Salvo episodios inteligentes e involuntarios de tarde en tarde, todos decimos bobadas de manera cotidiana, aplicada y copiosa. Lo extraño es que también digan tantas bobadas los sabios. Compilo aquí, para el café y la mañana del sábado, algunos ejemplos.
En Magníficos rebeldes, su más reciente bestseller (Andrea Wulf emite uno por año), hay un capítulo dedicado a Fichte, filósofo que Wulf admira mucho pero no sabe cómo exaltarlo, y ensaya hipérboles y adjetivos hasta que de pronto tiene una inspiración súbita y estampa: “Fichte era el Bonaparte de la filosofía”. ¡Por Dios, Andrea!
Rodolfo Llinás es un genio, sin duda, pero un día se levantó con una idea demasiado audaz en la cabeza. La conciencia, dijo con aplomo neuroquirúrgico, está formada por unos osciladores eléctricos situados en la oliva inferior, un núcleo celular situado en la parte inferior del tallo cerebral, donde nacen las fibras trepadoras que ascienden al cerebelo.
Un poco más y el doctor Llinás se toma una selfie con la conciencia.
Después le escuché algo mejor, una proposición fractal y mística: “La conciencia está, íntegra y total, en cada parte del cuerpo”.
El desprecio de los intelectuales por la gente es una bobada clásica. Vargas Llosa, por ejemplo, ha dedicado varios ensayos a criticar “la sociedad del espectáculo”. Al tiempo, él mismo es un espectáculo superexitoso, vive en las páginas de las revistas del espectáculo y durmió hasta hace poco con una señora que fue espectacular el siglo pasado. (En Los bárbaros, Alessandro Baricco arroja una mirada más humana sobre “lo frívolo” y la cultura popular.

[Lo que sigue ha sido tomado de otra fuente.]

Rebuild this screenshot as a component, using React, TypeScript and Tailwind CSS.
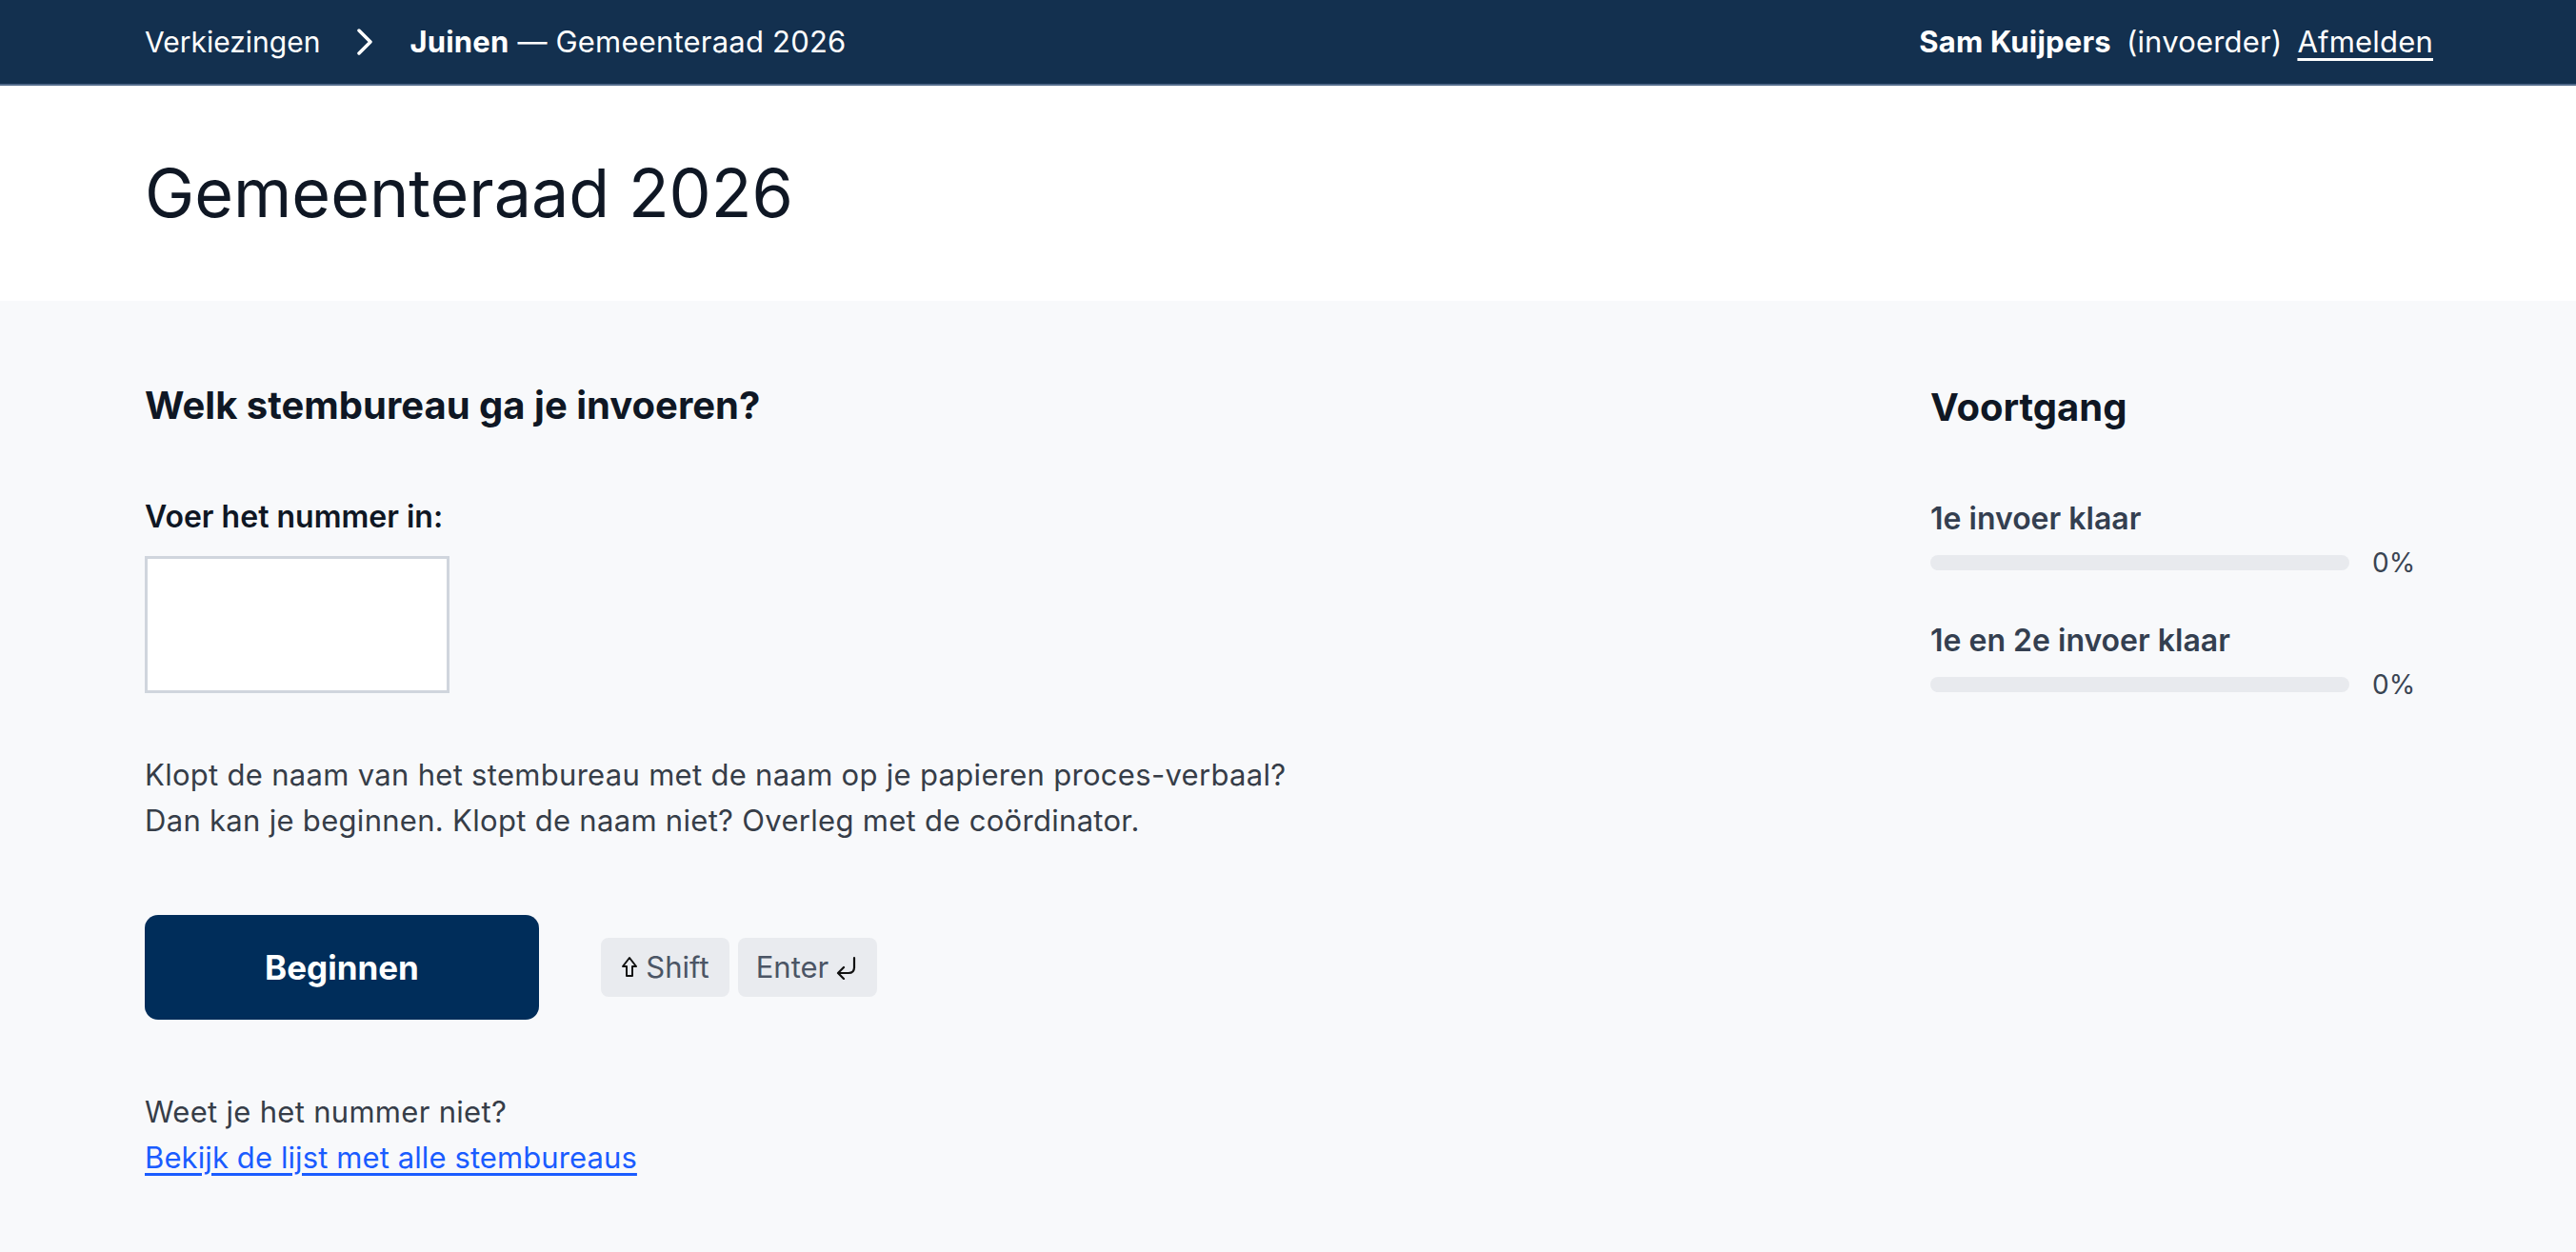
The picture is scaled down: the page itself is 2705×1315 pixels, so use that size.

Carlos Monsiváis también sabía mirar así y dejó ensayos luminosos sobre Juan Gabriel, María Félix, las telenovelas, Cantinflas y el Enmascarado de Plata).
Bill Gates profetizó que los días del libro de papel estaban contados. Lo dijo en 1995 en un libro de papel, Camino al futuro. Hoy Bill luce tan seco y arrugado como un papiro egipcio mientras que los libros de papel siguen saliendo al mercado por borbotones, tersos y fragantes: de los 37 millones de libros vendidos en 2018 en Colombia, solo dos millones eran digitales.
“Amarás a Dios sobre todas las cosas”, no es una buena frase, sobre todo si sale de labios de Dios, esa potencia del estilo: “Los truenos son mi voz y las nubes el polvo de mis pies”. (Los envidiosos dicen que Jehová ha tenido buenos ghostwriters, pero olvidan que es la Inspiración, el soplo del Espíritu, lo que anima a todos los escritores).
Goethe y Schopenhauer eran amigos y compartían la afición por la óptica. Se divertían hablando de la psicología del color y burlándose de Newton, cuyos trabajos sobre la naturaleza de la luz no les merecían respeto alguno, aunque apreciaban sus resultados en mecánica. Hoy los trabajos sobre el color de Goethe y Schopenhauer son curiosidades históricas, mientras que los pinceles, los colores y hasta el último fotón de la luz de este día son dócilmente newtonianos. De aquí la razón del epitafio que escribió Alexander Pope: “Dios dijo: Sea Newton, y todo fue luz”.
Umberto Eco, el último mortal que lo supo todo, odiaba las redes sociales, esos sitios donde todo el mundo se cree autorizado a opinar sobre lo divino y lo humano. Soñaba con un algoritmo que censurara tanta estupidez. Traducción: solo nosotros, los sabios y los profesores muy mediáticos, tenemos derecho a decir estupideces.
Él, que tenía todos los canales del mundo para pontificar sobre cualquier asunto físico, metafísico o sutil, quería negarle a la gente su única tribuna, las redes sociales. Finalmente, Dios le dio su merecido: le llenó la boca de oro, el estiércol del demonio, y lo condenó a hablar en una lengua oscura, la semiótica.